§ GOAL OF THE EXERCISE
Output the lines below exactly, please, from the first line until the line with "border-radius: 1px;", counting both.
--
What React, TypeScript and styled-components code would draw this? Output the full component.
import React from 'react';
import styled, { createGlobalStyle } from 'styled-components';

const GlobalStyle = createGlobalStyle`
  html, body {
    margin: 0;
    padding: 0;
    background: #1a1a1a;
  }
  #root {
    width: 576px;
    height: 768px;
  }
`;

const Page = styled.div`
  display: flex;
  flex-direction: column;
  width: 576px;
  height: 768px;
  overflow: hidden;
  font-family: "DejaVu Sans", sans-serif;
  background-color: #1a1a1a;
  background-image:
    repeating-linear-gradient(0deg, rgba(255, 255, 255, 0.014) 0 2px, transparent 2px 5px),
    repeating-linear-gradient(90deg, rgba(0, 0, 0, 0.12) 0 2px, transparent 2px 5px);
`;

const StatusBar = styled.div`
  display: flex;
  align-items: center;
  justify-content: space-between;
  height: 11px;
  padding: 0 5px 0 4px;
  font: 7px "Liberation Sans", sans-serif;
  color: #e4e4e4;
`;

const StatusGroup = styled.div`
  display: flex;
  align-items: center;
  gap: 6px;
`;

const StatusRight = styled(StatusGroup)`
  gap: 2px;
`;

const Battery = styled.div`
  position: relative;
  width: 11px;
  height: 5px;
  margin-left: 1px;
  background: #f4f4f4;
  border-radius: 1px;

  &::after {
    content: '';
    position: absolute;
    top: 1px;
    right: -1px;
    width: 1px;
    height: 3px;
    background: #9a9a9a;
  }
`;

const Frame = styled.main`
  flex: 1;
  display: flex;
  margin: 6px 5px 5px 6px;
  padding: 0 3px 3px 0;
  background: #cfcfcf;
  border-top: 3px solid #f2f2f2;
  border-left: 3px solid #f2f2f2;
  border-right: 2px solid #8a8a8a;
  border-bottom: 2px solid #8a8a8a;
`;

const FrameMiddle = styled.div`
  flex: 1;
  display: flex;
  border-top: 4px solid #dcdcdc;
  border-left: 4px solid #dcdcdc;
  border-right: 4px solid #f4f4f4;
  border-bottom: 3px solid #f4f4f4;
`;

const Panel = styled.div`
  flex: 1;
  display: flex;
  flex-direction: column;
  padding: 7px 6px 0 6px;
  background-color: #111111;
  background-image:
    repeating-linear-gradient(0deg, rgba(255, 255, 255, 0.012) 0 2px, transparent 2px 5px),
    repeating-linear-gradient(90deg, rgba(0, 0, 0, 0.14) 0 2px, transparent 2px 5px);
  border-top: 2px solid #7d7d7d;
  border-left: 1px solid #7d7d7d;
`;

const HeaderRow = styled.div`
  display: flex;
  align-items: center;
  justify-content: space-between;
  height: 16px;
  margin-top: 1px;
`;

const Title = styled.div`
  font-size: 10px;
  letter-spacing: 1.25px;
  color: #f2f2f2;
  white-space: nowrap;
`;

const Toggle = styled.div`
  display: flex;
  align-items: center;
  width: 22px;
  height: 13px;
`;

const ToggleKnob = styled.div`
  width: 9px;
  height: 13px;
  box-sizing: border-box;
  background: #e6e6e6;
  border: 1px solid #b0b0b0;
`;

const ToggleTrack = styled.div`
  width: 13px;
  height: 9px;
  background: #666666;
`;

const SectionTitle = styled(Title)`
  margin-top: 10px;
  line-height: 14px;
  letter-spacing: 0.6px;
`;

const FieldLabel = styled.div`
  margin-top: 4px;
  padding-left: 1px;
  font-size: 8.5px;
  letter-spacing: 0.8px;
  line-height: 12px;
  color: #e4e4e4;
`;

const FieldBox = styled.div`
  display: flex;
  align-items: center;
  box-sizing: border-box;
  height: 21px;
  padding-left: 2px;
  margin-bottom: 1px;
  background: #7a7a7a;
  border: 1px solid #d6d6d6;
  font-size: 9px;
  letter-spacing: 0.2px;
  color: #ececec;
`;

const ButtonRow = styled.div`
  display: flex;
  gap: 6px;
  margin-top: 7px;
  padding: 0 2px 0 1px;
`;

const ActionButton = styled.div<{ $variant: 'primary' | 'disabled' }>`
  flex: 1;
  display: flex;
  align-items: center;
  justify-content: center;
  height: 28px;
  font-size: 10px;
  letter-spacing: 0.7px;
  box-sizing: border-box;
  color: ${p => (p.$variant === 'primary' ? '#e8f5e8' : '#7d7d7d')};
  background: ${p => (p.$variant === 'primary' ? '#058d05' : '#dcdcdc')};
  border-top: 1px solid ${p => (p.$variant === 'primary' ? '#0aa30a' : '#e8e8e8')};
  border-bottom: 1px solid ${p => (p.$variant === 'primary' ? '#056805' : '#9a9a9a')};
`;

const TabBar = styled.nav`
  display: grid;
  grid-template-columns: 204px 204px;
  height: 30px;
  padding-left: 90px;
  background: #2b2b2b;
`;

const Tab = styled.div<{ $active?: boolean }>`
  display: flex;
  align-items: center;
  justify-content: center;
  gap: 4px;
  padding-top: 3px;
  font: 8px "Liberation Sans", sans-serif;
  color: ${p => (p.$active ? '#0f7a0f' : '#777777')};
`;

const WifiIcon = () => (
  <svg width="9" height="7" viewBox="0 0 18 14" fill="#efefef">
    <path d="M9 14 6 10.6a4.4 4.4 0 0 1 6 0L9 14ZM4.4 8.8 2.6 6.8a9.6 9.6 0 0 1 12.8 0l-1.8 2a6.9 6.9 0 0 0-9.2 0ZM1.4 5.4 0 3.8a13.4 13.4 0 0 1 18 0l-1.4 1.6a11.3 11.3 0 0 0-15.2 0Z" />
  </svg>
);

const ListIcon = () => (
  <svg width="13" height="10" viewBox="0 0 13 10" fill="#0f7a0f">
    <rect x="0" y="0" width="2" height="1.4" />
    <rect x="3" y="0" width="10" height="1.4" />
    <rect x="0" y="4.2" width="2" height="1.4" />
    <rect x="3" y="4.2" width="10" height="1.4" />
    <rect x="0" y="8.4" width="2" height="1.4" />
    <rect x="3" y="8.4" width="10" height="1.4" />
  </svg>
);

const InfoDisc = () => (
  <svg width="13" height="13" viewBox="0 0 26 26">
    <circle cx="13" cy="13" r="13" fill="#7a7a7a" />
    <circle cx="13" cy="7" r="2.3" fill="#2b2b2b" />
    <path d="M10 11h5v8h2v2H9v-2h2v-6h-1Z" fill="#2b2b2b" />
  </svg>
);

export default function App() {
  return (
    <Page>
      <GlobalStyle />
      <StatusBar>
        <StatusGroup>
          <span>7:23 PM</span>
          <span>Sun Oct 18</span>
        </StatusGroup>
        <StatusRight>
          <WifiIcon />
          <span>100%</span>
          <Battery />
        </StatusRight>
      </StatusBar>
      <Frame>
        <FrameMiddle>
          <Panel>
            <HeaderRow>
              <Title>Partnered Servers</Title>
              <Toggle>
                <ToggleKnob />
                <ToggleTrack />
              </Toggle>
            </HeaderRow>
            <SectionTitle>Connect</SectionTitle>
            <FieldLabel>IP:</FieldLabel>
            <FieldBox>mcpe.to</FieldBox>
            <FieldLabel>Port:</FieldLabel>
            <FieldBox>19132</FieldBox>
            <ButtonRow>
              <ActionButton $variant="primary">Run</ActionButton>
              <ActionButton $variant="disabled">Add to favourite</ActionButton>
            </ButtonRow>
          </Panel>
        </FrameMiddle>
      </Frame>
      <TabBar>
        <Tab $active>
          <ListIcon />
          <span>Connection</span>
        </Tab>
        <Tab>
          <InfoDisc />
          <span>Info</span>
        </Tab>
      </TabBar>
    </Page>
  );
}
--
§ RESULT OF THE TASK
What React, TypeScript and styled-components code would draw this? Output the full component.
import React from 'react';
import styled, { createGlobalStyle } from 'styled-components';

const GlobalStyle = createGlobalStyle`
  html, body {
    margin: 0;
    padding: 0;
    background: #1a1a1a;
  }
  #root {
    width: 576px;
    height: 768px;
  }
`;

const Page = styled.div`
  display: flex;
  flex-direction: column;
  width: 576px;
  height: 768px;
  overflow: hidden;
  font-family: "DejaVu Sans", sans-serif;
  background-color: #1a1a1a;
  background-image:
    repeating-linear-gradient(0deg, rgba(255, 255, 255, 0.014) 0 2px, transparent 2px 5px),
    repeating-linear-gradient(90deg, rgba(0, 0, 0, 0.12) 0 2px, transparent 2px 5px);
`;

const StatusBar = styled.div`
  display: flex;
  align-items: center;
  justify-content: space-between;
  height: 11px;
  padding: 0 5px 0 4px;
  font: 7px "Liberation Sans", sans-serif;
  color: #e4e4e4;
`;

const StatusGroup = styled.div`
  display: flex;
  align-items: center;
  gap: 6px;
`;

const StatusRight = styled(StatusGroup)`
  gap: 2px;
`;

const Battery = styled.div`
  position: relative;
  width: 11px;
  height: 5px;
  margin-left: 1px;
  background: #f4f4f4;
  border-radius: 1px;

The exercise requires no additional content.